Canadian Dollar Forecast: Can USD/CAD Bulls Force a Pullback?
Canadian Dollar Talking Points:
- The initial reaction in the US Dollar was weakness after this morning’s CPI report, and that prodded a short-term lower-low in the USD/CAD pair.
- Bigger picture, USD/CAD has continued to show reticence at or around lows, helping to build a falling wedge formation as RSI divergence has appeared on the daily chart. These are both items suggesting the possibility of pullback but that’s just a potential scenario, at this point.
- I look into USD/CAD during each price action webinar, and you’re welcome to join the next. Click here to register.
At this point it’s difficult to argue a bullish case on USD/CAD, as all that can be argued on the long side of the pair is a case of deduction. Yesterday produced a bearish engulfing candlestick and ever since the failed breakout in early-February, it’s been patterning lower-lows and lower-highs, save for a pullback in late-April and early-May that saw strident defense from sellers of the psychological 1.4000 level.
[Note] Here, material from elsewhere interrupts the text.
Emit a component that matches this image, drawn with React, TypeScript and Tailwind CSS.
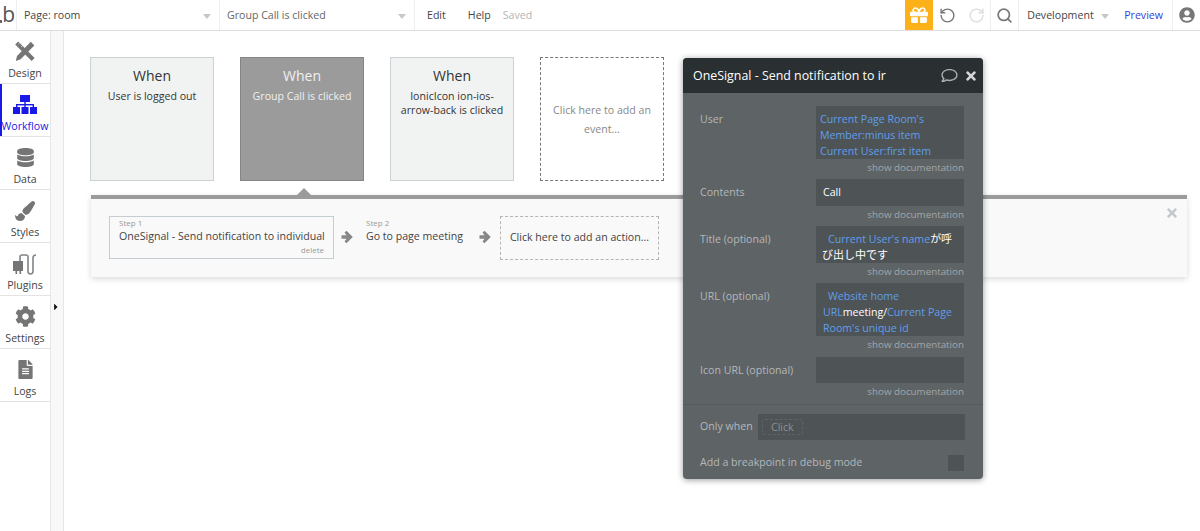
import React from "react";
import { FaDatabase, FaPaintBrush, FaCog, FaFileAlt, FaGift, FaUserCircle, FaTimes, FaRegComment, FaCaretRight } from "react-icons/fa";
import { RotateCcw, RotateCw, Search } from "lucide-react";

const font = "font-['Open_Sans','Noto_Sans_CJK_JP',sans-serif]";

function PlugIcon() {
  return (
    <svg viewBox="0 0 24 22" className="h-[22px] w-[24px]" fill="#757575">
      <rect x="0" y="8" width="10" height="10" />
      <rect x="2.5" y="18" width="1.6" height="3" />
      <rect x="6.5" y="18" width="1.6" height="3" />
      <path d="M7 8V4Q7 2 9 2H13Q15 2 15 4V18Q15 21 17.5 21Q20 21 20 18V5Q20 2 23 2" fill="none" stroke="#7f858a" strokeWidth="1.6" />
    </svg>
  );
}

function DesignIcon() {
  return (
    <svg viewBox="0 0 20 21" className="h-[21px] w-[20px]" fill="#757575">
      <path d="M3.2 .6 L19.6 17 L16.6 20 L.2 3.6 Z" />
      <path d="M4.6 2 3.4 3.2M7.4 4.8 6.2 6M10.2 7.6 9 8.8" stroke="#f2f2f2" strokeWidth=".8" />
      <path d="M15.8 .8 L19.4 4.4 L5.6 18.2 L.8 20 L2 15 Z" />
    </svg>
  );
}

function WorkflowIcon() {
  return (
    <svg viewBox="0 0 24 19" className="h-[19px] w-[24px]" fill="#1a1ae6">
      <rect x="7" y="0" width="10" height="7" />
      <rect x="11.3" y="7" width="1.4" height="5" />
      <rect x="3" y="9" width="18" height="1.4" />
      <rect x="3" y="9" width="1.4" height="4" />
      <rect x="19.6" y="9" width="1.4" height="4" />
      <rect x="0" y="12" width="7" height="7" />
      <rect x="8.5" y="12" width="7" height="7" />
      <rect x="17" y="12" width="7" height="7" />
    </svg>
  );
}

function StepArrow({ className }: { className: string }) {
  return (
    <svg viewBox="0 0 12 14" className={`h-[14px] w-[12px] shrink-0 ${className}`} fill="#888888">
      <path d="M.5 5.2H5.5L3.5 2.5 5.5 .8 11.8 7 5.5 13.2 3.5 11.5 5.5 8.8H.5Z" />
    </svg>
  );
}

function NavItem({ icon, label, active }: { icon: React.ReactNode; label: string; active?: boolean }) {
  return (
    <div className={`relative flex h-[53px] flex-col items-center border-b border-[#e3e3e3] pt-[9px] ${active ? "text-[#2222dd]" : "text-[#444444]"}`}>
      {active && <div className="absolute bottom-0 left-0 top-0 w-[2px] bg-[#1a1ae6]" />}
      <div className="flex h-[23px] items-center justify-center">{icon}</div>
      <div className="mt-[3px] whitespace-nowrap text-[10.6px] leading-[15px]">{label}</div>
    </div>
  );
}

function EventCard({ title, lines, selected }: { title: string; lines: string[]; selected?: boolean }) {
  return (
    <div className={`h-[124px] w-[124px] border pt-[8px] text-center ${selected ? "border-[#858585] bg-[#9b9b9b] text-[#f0f0f0]" : "border-[#cbd2d6] bg-[#f1f3f3] text-[#333333]"}`}>
      <div className="text-[14px] leading-[20px]">{title}</div>
      <div className="mt-[3px] text-[10.6px] leading-[14px]">
        {lines.map((l) => (
          <div key={l}>{l}</div>
        ))}
      </div>
    </div>
  );
}

function Field({ label, h, mt, children }: { label: string; h: string; mt?: string; children?: React.ReactNode }) {
  return (
    <div className={mt}>
      <div className="flex items-start">
        <div className="w-[133px] shrink-0 whitespace-nowrap pl-[17px] pt-[5px] text-[10.6px] leading-[16px] text-[#b4b8ba]">{label}</div>
        <div className={`w-[148px] shrink-0 whitespace-nowrap bg-[#4e5356] text-[10.6px] leading-[16px] ${h}`}>{children}</div>
      </div>
      <div className="h-[15px] w-[281px] pt-[1.5px] text-right text-[9.8px] leading-[14px] text-[#a3a7a9]">show documentation</div>
    </div>
  );
}

const Blue = ({ children }: { children: React.ReactNode }) => <span className="text-[#5f9fea]">{children}</span>;

export default function App() {
  return (
    <div className={`${font} relative flex h-[531px] w-[1200px] flex-col overflow-hidden bg-white`}>
      <header className="flex h-[31px] shrink-0 items-center border-b border-[#dddddd] text-[10.6px] text-[#444444]">
        <div className="flex h-full w-[17px] items-center justify-between border-r border-[#eeeeee] pr-[1px] text-[21px] text-[#555555]">
          <span className="mt-[12px] h-[3px] w-[2px] bg-[#666666]" />
          <span>b</span>
        </div>
        <div className="flex h-full w-[203px] items-center justify-between border-r border-[#eeeeee] pl-[7px] pr-[8px]">
          <span className="pt-[1px]">Page: room</span>
          <span className="mt-[2px] h-0 w-0 border-x-[4px] border-t-[5px] border-x-transparent border-t-[#c4c8cb]" />
        </div>
        <div className="flex h-full w-[195px] items-center justify-between border-r border-[#eeeeee] pl-[7px] pr-[8px] text-[#666666]">
          <span className="pt-[1px]">Group Call is clicked</span>
          <span className="mt-[2px] h-0 w-0 border-x-[4px] border-t-[5px] border-x-transparent border-t-[#c4c8cb]" />
        </div>
        <span className="ml-[12px] pt-[1px]">Edit</span>
        <span className="ml-[22px] pt-[1px]">Help</span>
        <span className="ml-[12px] pt-[1px] text-[#b5b5b5]">Saved</span>
        <div className="flex-1" />
        <div className="flex h-full w-[28px] items-center justify-center bg-[#fbb117] text-white">
          <FaGift size={18} />
        </div>
        <div className="flex h-full w-[29px] items-center justify-center">
          <RotateCcw size={17} color="#777777" strokeWidth={2} />
        </div>
        <div className="flex h-full w-[29px] items-center justify-center border-r border-[#eeeeee]">
          <RotateCw size={17} color="#dddddd" strokeWidth={2} />
        </div>
        <div className="flex h-full w-[28px] items-center justify-center border-r border-[#eeeeee]">
          <Search size={17} color="#7a7a7a" strokeWidth={2.5} />
        </div>
        <div className="ml-[8px] flex w-[97px] items-center pt-[1px]">
          <span>Development</span>
          <span className="ml-[7px] mt-[2px] h-0 w-0 border-x-[4px] border-t-[5px] border-x-transparent border-t-[#c4c8cb]" />
        </div>
        <span className="pt-[1px] text-[#3a3ae0]">Preview</span>
        <div className="ml-[9px] flex h-full w-[28px] items-center justify-center border-l border-[#eeeeee] text-[#777777]">
          <FaUserCircle size={16} />
        </div>
      </header>

      <div className="flex min-h-0 flex-1">
        <nav className="w-[51px] shrink-0 border-r border-[#e6e6e6]">
          <NavItem label="Design" icon={<DesignIcon />} />
          <NavItem active label="Workflow" icon={<WorkflowIcon />} />
          <NavItem label="Data" icon={<FaDatabase size={19} color="#757575" />} />
          <NavItem label="Styles" icon={<FaPaintBrush size={20} color="#757575" />} />
          <NavItem label="Plugins" icon={<PlugIcon />} />
          <NavItem label="Settings" icon={<FaCog size={21} color="#757575" />} />
          <NavItem label="Logs" icon={<FaFileAlt size={19} color="#757575" />} />
        </nav>
        <div className="relative w-[13px] shrink-0 border-r border-[#e6e6e6] bg-[#f8f8f8]">
          <FaCaretRight size={10} color="#111111" className="absolute left-0 top-[271px]" />
        </div>

        <main className="relative min-w-0 flex-1 pl-[26px] pr-[13px] pt-[26px]">
          <div className="flex gap-[26px]">
            <EventCard title="When" lines={["User is logged out"]} />
            <EventCard selected title="When" lines={["Group Call is clicked"]} />
            <EventCard title="When" lines={["IonicIcon ion-ios-", "arrow-back is clicked"]} />
            <div className="flex h-[124px] w-[124px] items-center justify-center border border-dashed border-[#777777] pt-[2px] text-center text-[10.6px] leading-[19px] text-[#888888]">
              <div>
                Click here to add an
                <br />
                event...
              </div>
            </div>
          </div>

          <div className="relative ml-[1px] mt-[14px] flex h-[82px] items-start whitespace-nowrap border-t-[4px] border-[#9b9b9b] bg-[#f9f9f9] pl-[18px] pt-[17px] shadow-[0_2px_6px_rgba(0,0,0,0.15)]">
            <div className="absolute left-[206px] top-[-11px] h-0 w-0 border-x-[7px] border-b-[7px] border-x-transparent border-b-[#9b9b9b]" />
            <FaTimes size={14} color="#c4c8cb" className="absolute right-[8px] top-[7px]" />
            <div className="relative h-[43px] w-[225px] border border-[#c3cdd2] bg-[#f9f9f9] pl-[9px] text-[#444444]">
              <div className="text-[8px] leading-[12px] text-[#999999]">Step 1</div>
              <div className="text-[10.6px] leading-[15px]">OneSignal - Send notification to individual</div>
              <div className="pr-[9px] text-right text-[8px] leading-[12px] text-[#999999]">delete</div>
            </div>
            <StepArrow className="ml-[7px] mt-[14px]" />
            <div className="ml-[13px] w-[98px] pt-[1px] text-[#444444]">
              <div className="text-[8px] leading-[12px] text-[#999999]">Step 2</div>
              <div className="text-[10.6px] leading-[15px]">Go to page meeting</div>
            </div>
            <StepArrow className="ml-[15px] mt-[14px]" />
            <div className="ml-[9px] flex h-[44px] w-[159px] items-center justify-center border border-dashed border-[#b5b5b5] pb-[1px] text-[10.6px] text-[#444444]">
              Click here to add an action...
            </div>
          </div>

          <aside className="absolute left-[619px] top-[27px] z-10 h-[421px] w-[300px] overflow-hidden rounded-[4px] bg-[#5e6366] shadow-[0_1px_6px_rgba(0,0,0,0.4)]">
            <div className="flex h-[35px] items-center justify-between bg-[#2a2f31] pl-[10px] pr-[5px] text-white">
              <div className="w-[240px] overflow-hidden whitespace-nowrap pt-[1px] text-[12.4px]">OneSignal - Send notification to ir</div>
              <div className="flex items-center gap-[7px]">
                <FaRegComment size={15} color="#a9adaf" className="scale-x-[1.1]" />
                <FaTimes size={14} color="#d3d5d6" />
              </div>
            </div>
            <div className="pt-[13px]">
              <Field label="User" h="h-[53px]">
                <div className="pl-[4px] pt-[5px]">
                  <Blue>Current Page Room's<br />Member:minus item<br />Current User:first item</Blue>
                </div>
              </Field>
              <Field label="Contents" h="h-[27px]" mt="mt-[5px]">
                <div className="pl-[7px] pt-[5px] text-white">Call</div>
              </Field>
              <Field label="Title (optional)" h="h-[37px]" mt="mt-[5px]">
                <div className="pl-[6px] pt-[5px] text-white">
                  <span className="pl-[6px]"><Blue>Current User's name</Blue></span><span className="text-[11px]">が呼</span>
                  <br />
                  <span className="text-[11px]">び出し中です</span>
                </div>
              </Field>
              <Field label="URL (optional)" h="h-[53px]" mt="mt-[5px]">
                <div className="pl-[7px] pt-[5px] text-white">
                  <span className="pl-[5px]"><Blue>Website home</Blue></span>
                  <br />
                  <Blue>URL</Blue>meeting/<Blue>Current Page</Blue>
                  <br />
                  <Blue>Room's unique id</Blue>
                </div>
              </Field>
              <Field label="Icon URL (optional)" h="h-[26px]" mt="mt-[6px]" />
            </div>
            <div className="mt-[6px] border-t border-[#565b5e] pl-[17px] pt-[9px]">
              <div className="flex items-center">
                <span className="w-[58px] shrink-0 whitespace-nowrap text-[10.6px] text-[#b4b8ba]">Only when</span>
                <div className="flex h-[26px] w-[207px] items-center bg-[#4e5356] pl-[4px]">
                  <span className="rounded-[3px] border border-dashed border-[#5e6366] px-[8px] text-[10.6px] leading-[14px] text-[#8d9193]">Click</span>
                </div>
              </div>
              <div className="mt-[15px] flex h-[16px] w-[264px] items-center justify-between text-[10.6px] text-[#b4b8ba]">
                <span>Add a breakpoint in debug mode</span>
                <span className="h-[16px] w-[16px] bg-[#4e5356]" />
              </div>
            </div>
          </aside>
        </main>
      </div>
    </div>
  );
}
As I’ve been saying through much of this, USD/CAD remains as one of the more attractive venues for USD-weakness to play out as the longer-term range in the pair very much remains in order. That range over the past near-decade has shown a penchant for resistance around the 1.4000 and 1.4500 levels, and those are the prices that had significant impact in the pair in the first five months of this year.
USD/CAD Monthly Chart
Chart prepared by James Stanley; data derived from Tradingview
The challenge at this point is how one-sided the move has become, and at the end of the day, the biggest push point for market prices is supply and demand or buying and selling rather than some overriding fundamental or technical reason for why one or the other should happen. As the old saying goes, if a market fails to move up on good news, then look out below. Well, the reason for that is that if anyone willing and able to get long already is, even the brightest news in the world fails to bring more demand. And without demand, price stalls, or starts to move lower. And then as price moves lower even with the backdrop of good news, current longs start to second guess their positions, leading to some of those longs to close positions. They close positions by selling which means more supply for little to no demand, and that drops prices even more.
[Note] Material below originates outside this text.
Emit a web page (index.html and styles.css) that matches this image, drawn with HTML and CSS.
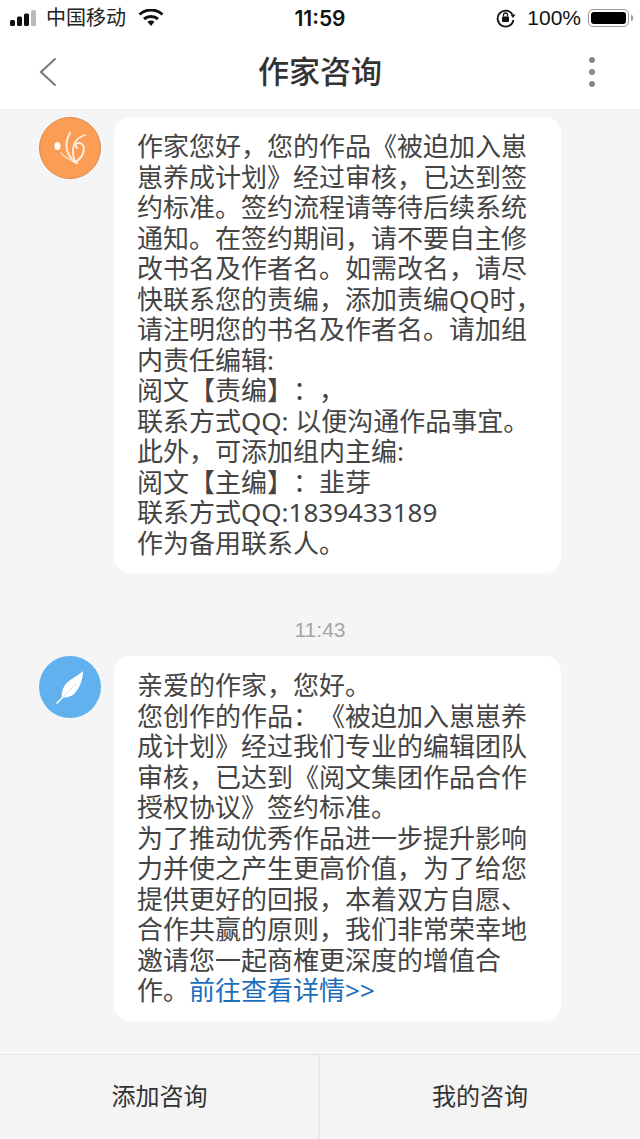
FILE: index.html
```html
<!DOCTYPE html>
<html lang="zh">
<head>
<meta charset="utf-8">
<title>作家咨询</title>
<link rel="stylesheet" href="styles.css">
</head>
<body>
<div class="page">
  <header class="top">
    <div class="status">
      <div class="status-left">
        <svg class="signal" width="28" height="16" viewBox="0 0 28 16"><rect x="0" y="10" width="5" height="6" rx="1.500" fill="#111"/><rect x="7" y="6.500" width="5" height="9.500" rx="1.500" fill="#111"/><rect x="14" y="3.500" width="5" height="12.500" rx="1.500" fill="#111"/><rect x="21" y="0" width="5" height="16" rx="1.500" fill="#bbb"/></svg>
        <span class="carrier">中国移动</span>
        <svg class="wifi" width="26" height="18" viewBox="0 0 26 18"><path d="M1.500 5.500C8 -0.500 18 -0.500 24.500 5.500" fill="none" stroke="#111" stroke-width="3"/><path d="M6 10C10 6.500 16 6.500 20 10" fill="none" stroke="#111" stroke-width="3"/><path d="M9.500 12.800C11.500 11.200 14.500 11.200 16.500 12.800L13 17Z" fill="#111"/></svg>
      </div>
      <div class="clock">11:59</div>
      <div class="status-right">
        <svg class="lock" width="20" height="20" viewBox="0 0 20 20"><path d="M16.500 6.500A8 8 0 1 0 17.500 12" fill="none" stroke="#111" stroke-width="1.800"/><path d="M14.500 6.500h5l-2.500 3.500z" fill="#111"/><rect x="6" y="8.500" width="7" height="5.500" rx="1" fill="#111"/><path d="M7.500 8.500V7a2 2 0 0 1 4 0v1.500" fill="none" stroke="#111" stroke-width="1.300"/></svg>
        <span class="battery-pct">100%</span>
        <div class="battery"><div class="battery-fill"></div></div>
        <div class="battery-tip"></div>
      </div>
    </div>
    <nav class="nav">
      <svg class="back" width="18" height="30" viewBox="0 0 18 30"><path d="M16.500 1.500L2 15L16.500 28.500" fill="none" stroke="#777" stroke-width="2"/></svg>
      <h1 class="title">作家咨询</h1>
      <div class="more"><i></i><i></i><i></i></div>
    </nav>
  </header>

  <main class="list">
    <section class="msg msg-first">
      <div class="avatar avatar-orange">
        <svg width="62" height="62" viewBox="0 0 62 62"><g fill="none" stroke="#fff" stroke-linecap="round"><path d="M38 46C28 40 24 28 31 16" stroke-width="2.200" opacity=".75"/><path d="M36 44C32 34 33 22 46 18" stroke-width="1.800" opacity=".85"/><path d="M38 44C46 38 47 28 41 26C37 25 35 29 38 31" stroke-width="1.800" opacity=".9"/><path d="M37 46C30 42 25 40 22 36" stroke-width="1.500" opacity=".6"/></g><ellipse cx="18.500" cy="29" rx="3" ry="4" fill="#fff"/></svg>
      </div>
      <div class="bubble">作家您好，您的作品《被迫加入崽<br>崽养成计划》经过审核，已达到签<br>约标准。签约流程请等待后续系统<br>通知。在签约期间，请不要自主修<br>改书名及作者名。如需改名，请尽<br>快联系您的责编，添加责编QQ时，<br>请注明您的书名及作者名。请加组<br>内责任编辑:<br>阅文【责编】：，<br>联系方式QQ: 以便沟通作品事宜。<br>此外，可添加组内主编:<br>阅文【主编】：韭芽<br>联系方式QQ:1839433189<br>作为备用联系人。</div>
    </section>
    <div class="time">11:43</div>
    <section class="msg">
      <div class="avatar avatar-blue">
        <svg width="62" height="62" viewBox="0 0 62 62"><path d="M44 15C44 23 41 32 35 38C31 41 27 42 23 41C22 35 25 29 30 25C35 21 40 19 44 15Z" fill="#fff"/><path d="M18 47L36 29" stroke="#fff" stroke-width="1.600" stroke-linecap="round"/><path d="M25 40L37 28" stroke="#cfe6f9" stroke-width="1" stroke-linecap="round"/></svg>
      </div>
      <div class="bubble">亲爱的作家，您好。<br>您创作的作品：《被迫加入崽崽养<br>成计划》经过我们专业的编辑团队<br>审核，已达到《阅文集团作品合作<br>授权协议》签约标准。<br>为了推动优秀作品进一步提升影响<br>力并使之产生更高价值，为了给您<br>提供更好的回报，本着双方自愿、<br>合作共赢的原则，我们非常荣幸地<br>邀请您一起商榷更深度的增值合<br>作。<a class="link" href="#">前往查看详情&gt;&gt;</a></div>
    </section>
  </main>

  <footer class="actions">
    <div class="action">添加咨询</div>
    <div class="action">我的咨询</div>
  </footer>
</div>
</body>
</html>
```
FILE: styles.css
```css
* { box-sizing: border-box; }
html, body { margin: 0; padding: 0; }
body {
  font-family: "Noto Sans", "Noto Sans CJK SC", sans-serif;
  background: #f5f5f5;
  color: #333;
  text-spacing-trim: space-all;
}
.page {
  width: 640px;
  height: 1139px;
  display: flex;
  flex-direction: column;
  overflow: hidden;
}
.top {
  height: 110px;
  flex: none;
  background: #fff;
  border-bottom: 1px solid #eeeeee;
}
.status {
  height: 36px;
  display: grid;
  grid-template-columns: 1fr auto 1fr;
  align-items: center;
  color: #111;
}
.status-left { display: flex; align-items: center; padding-left: 10px; }
.signal { display: block; }
.carrier { font-size: 20px; line-height: 36px; margin-left: 8px; color: #222; }
.wifi { margin-left: 12px; }
.clock {
  font-family: "Inter", sans-serif;
  font-size: 21px;
  font-weight: 600;
  text-align: center;
}
.status-right { display: flex; align-items: center; justify-content: flex-end; padding-right: 7px; }
.battery-pct {
  font-family: "Liberation Sans", sans-serif;
  font-size: 21px;
  margin-left: 11px;
}
.battery {
  width: 41px;
  height: 18px;
  margin-left: 7px;
  padding: 2px;
  border: 1px solid #999;
  border-radius: 5px;
}
.battery-fill { width: 100%; height: 100%; background: #000; border-radius: 3px; }
.battery-tip { width: 2px; height: 6px; margin-left: 2px; background: #999; border-radius: 0 2px 2px 0; }
.nav {
  height: 73px;
  display: grid;
  grid-template-columns: 1fr auto 1fr;
  align-items: center;
  padding: 0 39px 2px;
}
.title {
  margin: 0 0 3px;
  font-family: "Noto Sans CJK SC", sans-serif;
  font-size: 31px;
  line-height: 40px;
  font-weight: 500;
  color: #333;
}
.more { display: flex; flex-direction: column; gap: 6px; justify-self: end; margin-right: 6px; }
.more i { display: block; width: 6px; height: 6px; border-radius: 50%; background: #888; }
.list {
  flex: 1;
  padding: 7px 0 0 39px;
  background: #f5f5f5;
}
.msg { display: flex; align-items: flex-start; gap: 13px; }
.avatar { width: 62px; height: 62px; border-radius: 50%; flex: none; overflow: hidden; }
.avatar svg { display: block; }
.avatar-orange { background: #fb9d54; border: 1px solid #e08b4b; }
.avatar-orange svg { margin: -1px; }
.avatar-blue { background: #62b1ef; }
.bubble {
  width: 447px;
  background: #fff;
  border-radius: 16px;
  padding: 14px 23px 15px;
  font-size: 26px;
  line-height: 30.5px;
  color: #444;
  white-space: nowrap;
}
.link { color: #1c6ebd; text-decoration: none; }
.time {
  margin: 42px 0 11px;
  padding-right: 39px;
  text-align: center;
  font-family: "Liberation Sans", sans-serif;
  font-size: 21px;
  line-height: 30px;
  color: #a5a5a5;
}
.actions {
  flex: none;
  height: 85px;
  display: grid;
  grid-template-columns: 319px 1fr;
  background: #f4f4f4;
  border-top: 1px solid #e6e6e6;
}
.action {
  display: flex;
  align-items: center;
  justify-content: center;
  padding-bottom: 6px;
  font-size: 24px;
  color: #333;
}
.action + .action { border-left: 1px solid #e6e6e6; }
```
Before you know it, we have a counter-trend rally taking place even as the backdrop is seemingly optimistic for bullish continuation. This is the story of positioning and it’s highly relevant in market environments.
This is also perhaps why USD bulls were thwarted back in early-February, even after the print of fresh multi-decade highs. And more recently, it’s been at least part of the reason why sellers were stalled at 1.3750 in May and then 1.3650 in June.
This doesn’t mean that prices must pullback, as I’ll look at in a moment, but it does make the prospect of chasing downside breakouts as a more dangerous proposition as the imbalance in positioning that comes along with a stalled move shows counter-trend potential.
USD/CAD Daily Chart
Chart prepared by James Stanley; data derived from Tradingview
USD/CAD Short-Term Strategy
Trading forecasts are difficult and the reason is fairly obvious, nobody has a crystal ball. About the best we can do is use the available evidence to create a hypothesis and, at least in my opinion, focus instead on risk and trade management as more controllable variables in an otherwise unpredictable world. This is what I teach in the Trader’s Course and it remains relevant across possible setups and strategies.
For USD/CAD, given the diverging RSI on the daily and the falling wedge formation, this presents pullback potential, similar to what I had talked about last Friday. That led into a pullback to start this week, with price finding resistance at a confluence of trendlines yesterday morning and that led to the build of a bearish engulfing candlestick on the above daily chart.
So I would still qualify this as bearish, but I would hesitate to chase price this close to recent lows and this far away from the prior swing-high. Instead, I want to look for lower-high resistance and there’s a couple of spots of interest for such. Short-term, there’s the 1.3700 zone that was in-play last week. I’m considering this as an ‘r1’ zone of resistance. Above that, the swing-high from earlier in the week presents an ‘r2’ zone of resistance from 1.3728-1.3731, and above that, we have the 1.3750 zone that was resistance and a lower-high last week, after showing as support in early-May.
If bulls can pose a bounce above all three of those areas, then we would have a bullish break of the falling wedge formation and the door would open for a larger pullback. In that scenario, I would anticipate more attractive bullish USD backdrops elsewhere, such as EUR/USD, but there’s a few steps to fill in before that outcome can be entertained.